** Task to carry out **
Copy everything in the data below exactly except the pictures.

Dataset excerpt:
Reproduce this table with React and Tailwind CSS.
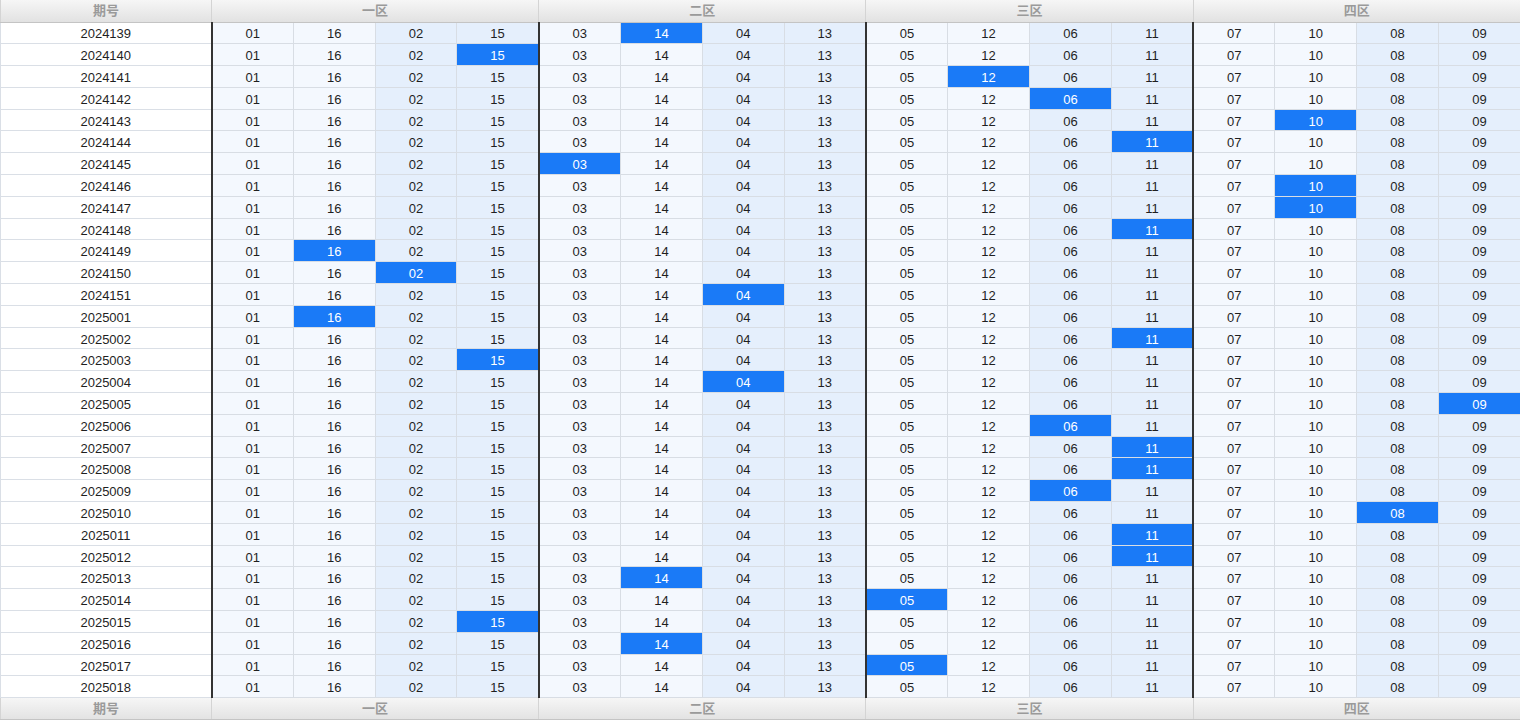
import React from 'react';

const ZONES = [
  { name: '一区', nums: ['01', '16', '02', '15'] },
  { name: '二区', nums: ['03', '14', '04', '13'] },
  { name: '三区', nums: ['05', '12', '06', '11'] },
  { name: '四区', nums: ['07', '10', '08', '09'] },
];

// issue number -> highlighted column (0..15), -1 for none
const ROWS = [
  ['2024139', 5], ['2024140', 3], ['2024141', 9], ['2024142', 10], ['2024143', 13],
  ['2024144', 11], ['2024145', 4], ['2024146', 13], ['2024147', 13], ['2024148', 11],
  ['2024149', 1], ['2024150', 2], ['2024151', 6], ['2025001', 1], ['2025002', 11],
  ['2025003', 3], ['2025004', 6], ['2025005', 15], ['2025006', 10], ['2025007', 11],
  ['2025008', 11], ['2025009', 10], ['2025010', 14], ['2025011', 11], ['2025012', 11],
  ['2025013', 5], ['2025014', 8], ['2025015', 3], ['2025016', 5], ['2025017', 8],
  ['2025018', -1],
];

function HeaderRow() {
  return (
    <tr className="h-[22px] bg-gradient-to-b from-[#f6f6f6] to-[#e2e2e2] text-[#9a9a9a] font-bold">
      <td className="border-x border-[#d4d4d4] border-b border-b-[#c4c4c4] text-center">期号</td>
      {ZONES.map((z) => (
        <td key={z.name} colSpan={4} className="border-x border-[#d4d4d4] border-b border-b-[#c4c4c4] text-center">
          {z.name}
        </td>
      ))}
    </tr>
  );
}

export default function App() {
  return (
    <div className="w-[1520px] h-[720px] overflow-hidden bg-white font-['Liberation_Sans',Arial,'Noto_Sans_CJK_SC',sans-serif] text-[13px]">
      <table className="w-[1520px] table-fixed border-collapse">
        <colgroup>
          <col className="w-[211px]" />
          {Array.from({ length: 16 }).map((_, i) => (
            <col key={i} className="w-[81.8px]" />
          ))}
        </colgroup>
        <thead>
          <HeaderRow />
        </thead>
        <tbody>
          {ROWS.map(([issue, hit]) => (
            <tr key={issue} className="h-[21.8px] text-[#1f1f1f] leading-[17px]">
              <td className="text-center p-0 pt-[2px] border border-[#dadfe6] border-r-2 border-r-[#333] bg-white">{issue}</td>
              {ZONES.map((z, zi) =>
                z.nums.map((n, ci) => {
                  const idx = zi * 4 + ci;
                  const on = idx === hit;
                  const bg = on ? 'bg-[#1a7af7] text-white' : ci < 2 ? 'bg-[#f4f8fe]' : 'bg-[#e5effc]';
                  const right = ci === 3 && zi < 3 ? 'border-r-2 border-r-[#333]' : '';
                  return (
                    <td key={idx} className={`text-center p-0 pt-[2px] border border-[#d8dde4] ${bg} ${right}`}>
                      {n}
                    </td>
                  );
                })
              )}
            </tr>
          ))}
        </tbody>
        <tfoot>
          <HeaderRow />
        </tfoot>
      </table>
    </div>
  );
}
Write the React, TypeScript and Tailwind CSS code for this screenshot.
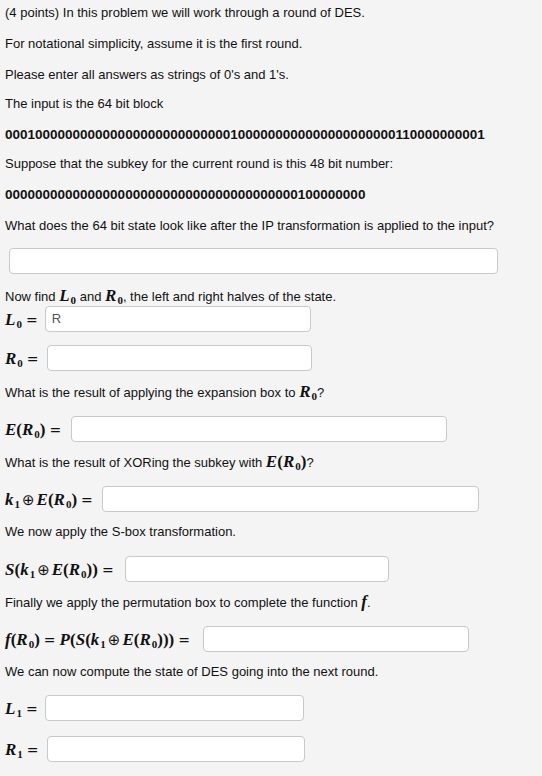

** Exercise answer **
Reproduce this table with React and Tailwind CSS.
import React from 'react';

const ZONES = [
  { name: '一区', nums: ['01', '16', '02', '15'] },
  { name: '二区', nums: ['03', '14', '04', '13'] },
  { name: '三区', nums: ['05', '12', '06', '11'] },
  { name: '四区', nums: ['07', '10', '08', '09'] },
];

// issue number -> highlighted column (0..15), -1 for none
const ROWS = [
  ['2024139', 5], ['2024140', 3], ['2024141', 9], ['2024142', 10], ['2024143', 13],
  ['2024144', 11], ['2024145', 4], ['2024146', 13], ['2024147', 13], ['2024148', 11],
  ['2024149', 1], ['2024150', 2], ['2024151', 6], ['2025001', 1], ['2025002', 11],
  ['2025003', 3], ['2025004', 6], ['2025005', 15], ['2025006', 10], ['2025007', 11],
  ['2025008', 11], ['2025009', 10], ['2025010', 14], ['2025011', 11], ['2025012', 11],
  ['2025013', 5], ['2025014', 8], ['2025015', 3], ['2025016', 5], ['2025017', 8],
  ['2025018', -1],
];

function HeaderRow() {
  return (
    <tr className="h-[22px] bg-gradient-to-b from-[#f6f6f6] to-[#e2e2e2] text-[#9a9a9a] font-bold">
      <td className="border-x border-[#d4d4d4] border-b border-b-[#c4c4c4] text-center">期号</td>
      {ZONES.map((z) => (
        <td key={z.name} colSpan={4} className="border-x border-[#d4d4d4] border-b border-b-[#c4c4c4] text-center">
          {z.name}
        </td>
      ))}
    </tr>
  );
}

export default function App() {
  return (
    <div className="w-[1520px] h-[720px] overflow-hidden bg-white font-['Liberation_Sans',Arial,'Noto_Sans_CJK_SC',sans-serif] text-[13px]">
      <table className="w-[1520px] table-fixed border-collapse">
        <colgroup>
          <col className="w-[211px]" />
          {Array.from({ length: 16 }).map((_, i) => (
            <col key={i} className="w-[81.8px]" />
          ))}
        </colgroup>
        <thead>
          <HeaderRow />
        </thead>
        <tbody>
          {ROWS.map(([issue, hit]) => (
            <tr key={issue} className="h-[21.8px] text-[#1f1f1f] leading-[17px]">
              <td className="text-center p-0 pt-[2px] border border-[#dadfe6] border-r-2 border-r-[#333] bg-white">{issue}</td>
              {ZONES.map((z, zi) =>
                z.nums.map((n, ci) => {
                  const idx = zi * 4 + ci;
                  const on = idx === hit;
                  const bg = on ? 'bg-[#1a7af7] text-white' : ci < 2 ? 'bg-[#f4f8fe]' : 'bg-[#e5effc]';
                  const right = ci === 3 && zi < 3 ? 'border-r-2 border-r-[#333]' : '';
                  return (
                    <td key={idx} className={`text-center p-0 pt-[2px] border border-[#d8dde4] ${bg} ${right}`}>
                      {n}
                    </td>
                  );
                })
              )}
            </tr>
          ))}
        </tbody>
        <tfoot>
          <HeaderRow />
        </tfoot>
      </table>
    </div>
  );
}
Write the React, TypeScript and Tailwind CSS code for this screenshot.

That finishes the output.